Has Taylor had a glow up? Her reviews Taylor Swift's Lover album
Grown-up Taylor is nostalgic, in love and as honest as ever.
After a long-anticipated wait, Taylor Swift's new album Lover has landed, and critics have given it a mixed bag of reviews. Some saying she's back in all of her glory while others felt a little disappointed by her efforts. Her gave it a listen to bring you our honest opinion...
Lover is a bright but emotional album discussing old loves, old memories with a hint of feminism in between.
The album consists of Taylor romanticising and bringing colour to the changing seasons of her relationships, past and present, in an emotionally honest fashion. Prepare yourself, it's a rollercoaster.
It's also something of a marathon – among the 18 tracks are some very catchy numbers that you'll find yourself singing along to, but one or two others that could have been cut.
There are some heartfelt songs, and she proclaims her undying love for her boyfriend Joe Alwyn in London Boy. It’s borderline cringe but it’s a catchy tune so somehow she gets away with it. I wouldn't expect anything less from Taylor Swift, in fairness.
I Forgot That You Existed is the perfect entrance, yet feels like the end to the last era of Tay Tay – the badass, broken-hearted twentysomething we knew from her Reputation album. It gives an upbeat beginning to a genre-switching storyline.
Cruel Summer is the perfect Taylor anthem, written alongside Jack Antonoff – who you may know as the guitarist/drummer from indie band Fun – it's bound to be a hit. It’s everything you need in a Taylor Swift song: discussing all things tortured love wrapped up perfectly in an upbeat three-minute parcel.

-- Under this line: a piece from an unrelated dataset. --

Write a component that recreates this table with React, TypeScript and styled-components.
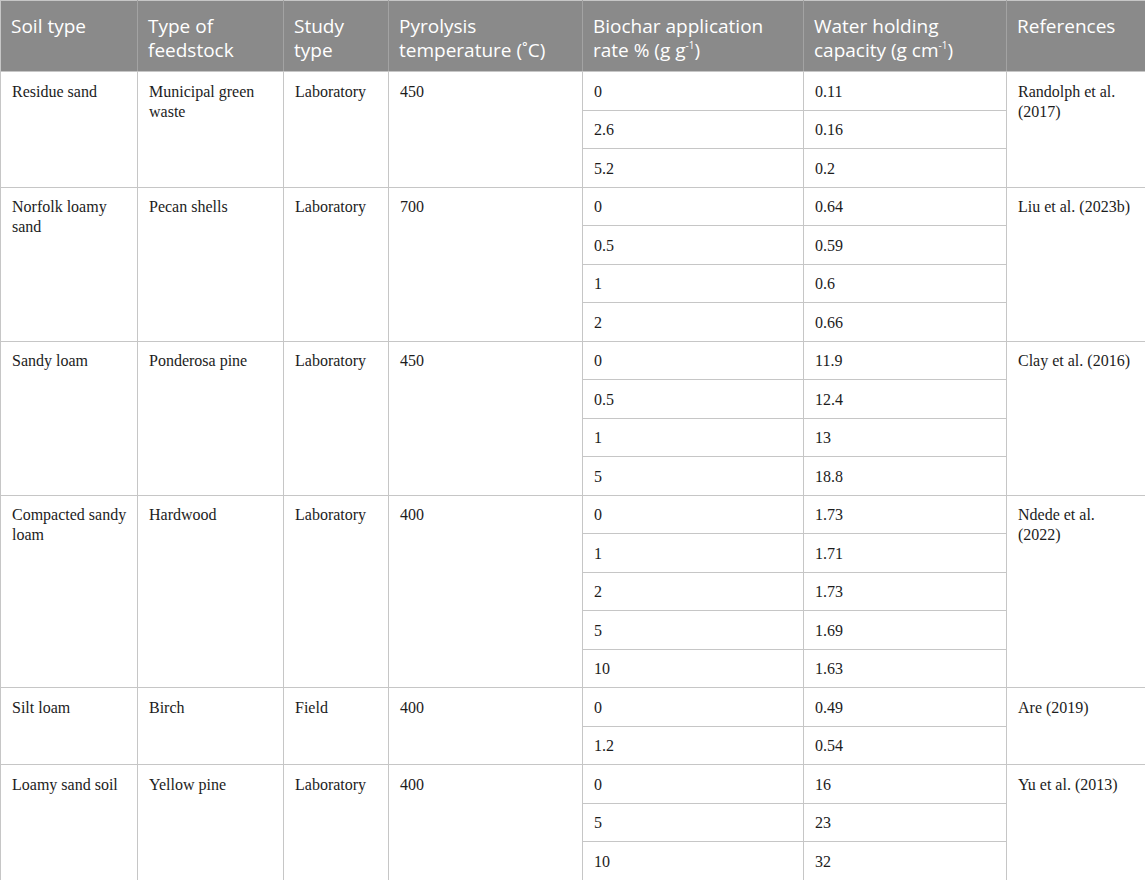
import React from "react";
import styled, { createGlobalStyle } from "styled-components";

const Global = createGlobalStyle`
  html, body { margin: 0; padding: 0; background: #ffffff; }
  body { font-family: "Liberation Serif", "Times New Roman", serif; }
`;

const Table = styled.table`
  width: 1145px;
  border-collapse: collapse;
  table-layout: fixed;
  border: 1px solid #c6c6c6;
`;

const HeadCell = styled.th`
  background: #8a8a8a;
  color: #ffffff;
  font-family: "Open Sans", "Noto Sans", sans-serif;
  font-weight: 400;
  font-size: 19px;
  line-height: 24px;
  text-align: left;
  vertical-align: top;
  padding: 13px 8px 9px 10px;
  border-left: 1px solid #a3a3a3;
  border-right: 1px solid #a3a3a3;
  border-bottom: 1px solid #c6c6c6;
  &:first-child { border-left: 1px solid #c6c6c6; }
  &:last-child { border-right: 1px solid #c6c6c6; }
`;

const Sup = styled.sup`
  font-size: 10px;
  line-height: 0;
  vertical-align: 8px;
`;

const Cell = styled.td`
  font-size: 16px;
  line-height: 20px;
  color: #1c1c1c;
  vertical-align: top;
  text-align: left;
  padding: 9.5px 7px 8px 11px;
  border: 1px solid #c6c6c6;
`;

type Group = {
  soil: string;
  feed: string;
  study: string;
  temp: string;
  ref: string;
  rows: [string, string][];
};

const data: Group[] = [
  {
    soil: "Residue sand",
    feed: "Municipal green waste",
    study: "Laboratory",
    temp: "450",
    ref: "Randolph et al. (2017)",
    rows: [
      ["0", "0.11"],
      ["2.6", "0.16"],
      ["5.2", "0.2"],
    ],
  },
  {
    soil: "Norfolk loamy sand",
    feed: "Pecan shells",
    study: "Laboratory",
    temp: "700",
    ref: "Liu et al. (2023b)",
    rows: [
      ["0", "0.64"],
      ["0.5", "0.59"],
      ["1", "0.6"],
      ["2", "0.66"],
    ],
  },
  {
    soil: "Sandy loam",
    feed: "Ponderosa pine",
    study: "Laboratory",
    temp: "450",
    ref: "Clay et al. (2016)",
    rows: [
      ["0", "11.9"],
      ["0.5", "12.4"],
      ["1", "13"],
      ["5", "18.8"],
    ],
  },
  {
    soil: "Compacted sandy loam",
    feed: "Hardwood",
    study: "Laboratory",
    temp: "400",
    ref: "Ndede et al. (2022)",
    rows: [
      ["0", "1.73"],
      ["1", "1.71"],
      ["2", "1.73"],
      ["5", "1.69"],
      ["10", "1.63"],
    ],
  },
  {
    soil: "Silt loam",
    feed: "Birch",
    study: "Field",
    temp: "400",
    ref: "Are (2019)",
    rows: [
      ["0", "0.49"],
      ["1.2", "0.54"],
    ],
  },
  {
    soil: "Loamy sand soil",
    feed: "Yellow pine",
    study: "Laboratory",
    temp: "400",
    ref: "Yu et al. (2013)",
    rows: [
      ["0", "16"],
      ["5", "23"],
      ["10", "32"],
    ],
  },
];

const widths = [137, 146, 105, 194, 221, 203, 139];

export default function App() {
  return (
    <>
      <Global />
      <Table>
        <colgroup>
          {widths.map((w, i) => (
            <col key={i} style={{ width: w }} />
          ))}
        </colgroup>
        <thead>
          <tr>
            <HeadCell>Soil type</HeadCell>
            <HeadCell>Type of feedstock</HeadCell>
            <HeadCell>Study type</HeadCell>
            <HeadCell>Pyrolysis temperature (˚C)</HeadCell>
            <HeadCell>
              Biochar application rate % (g g<Sup>-1</Sup>)
            </HeadCell>
            <HeadCell>
              Water holding capacity (g cm<Sup>-1</Sup>)
            </HeadCell>
            <HeadCell>References</HeadCell>
          </tr>
        </thead>
        <tbody>
          {data.map((g, gi) =>
            g.rows.map((r, ri) => (
              <tr key={`${gi}-${ri}`}>
                {ri === 0 && (
                  <>
                    <Cell rowSpan={g.rows.length}>{g.soil}</Cell>
                    <Cell rowSpan={g.rows.length}>{g.feed}</Cell>
                    <Cell rowSpan={g.rows.length}>{g.study}</Cell>
                    <Cell rowSpan={g.rows.length}>{g.temp}</Cell>
                  </>
                )}
                <Cell>{r[0]}</Cell>
                <Cell>{r[1]}</Cell>
                {ri === 0 && <Cell rowSpan={g.rows.length}>{g.ref}</Cell>}
              </tr>
            ))
          )}
        </tbody>
      </Table>
    </>
  );
}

Afterglow is like a reflection on arguing with a partner. It’s the lament of a past relationship, where Taylor blames herself for its breakdown, and it’s such a relatable song.
The summarisation of teenage life in secondary school in Miss Americana and The Heartbreak is something plenty of young girls will relate to, too.
Gender equality anthem The Man is like Taylor's take on Beyoncé's Single Ladies but for millennials. It's hard to deny the strong beat and some of the points she makes during the song.
Paper Rings sounds like a theme song to a new Netflix series like Gilmore Girls – and I'm here for all of it.
Soon You’ll Get Better is a beautiful, slow country music ballad, featuring the phenomenal Dixie Chicks. It is about Taylor’s mother, whose cancer returned earlier this year. It’s a stunning and emotional song which feels fitting to finish the album, like the concluding chapter on her biography.
Swift received 10 nominations at this year's MTV VMA's and her You Need to Calm Down video won both Video of the Year and Video for Good awards. The song itself is soaring into the No.1 spot on the charts.
Overall, this album oozes 1980s' pop, but with a sleek, slightly edgy feel. As she navigates her experiences with relationships, society and fame, Taylor displays the vulnerability and openness that her fans still crave – and she has definitely exceeded their expectations here.
In many ways, Lover feels like an ode to old Taylor, and an updated version of her 2008 single Love Story.
Yes, Lover may be extremely long, but somehow she manages to pull it off. It's everything you would expect from Taylor Swift, but with a grown-up tone that hones in on the what we know Taylor for – her love songs.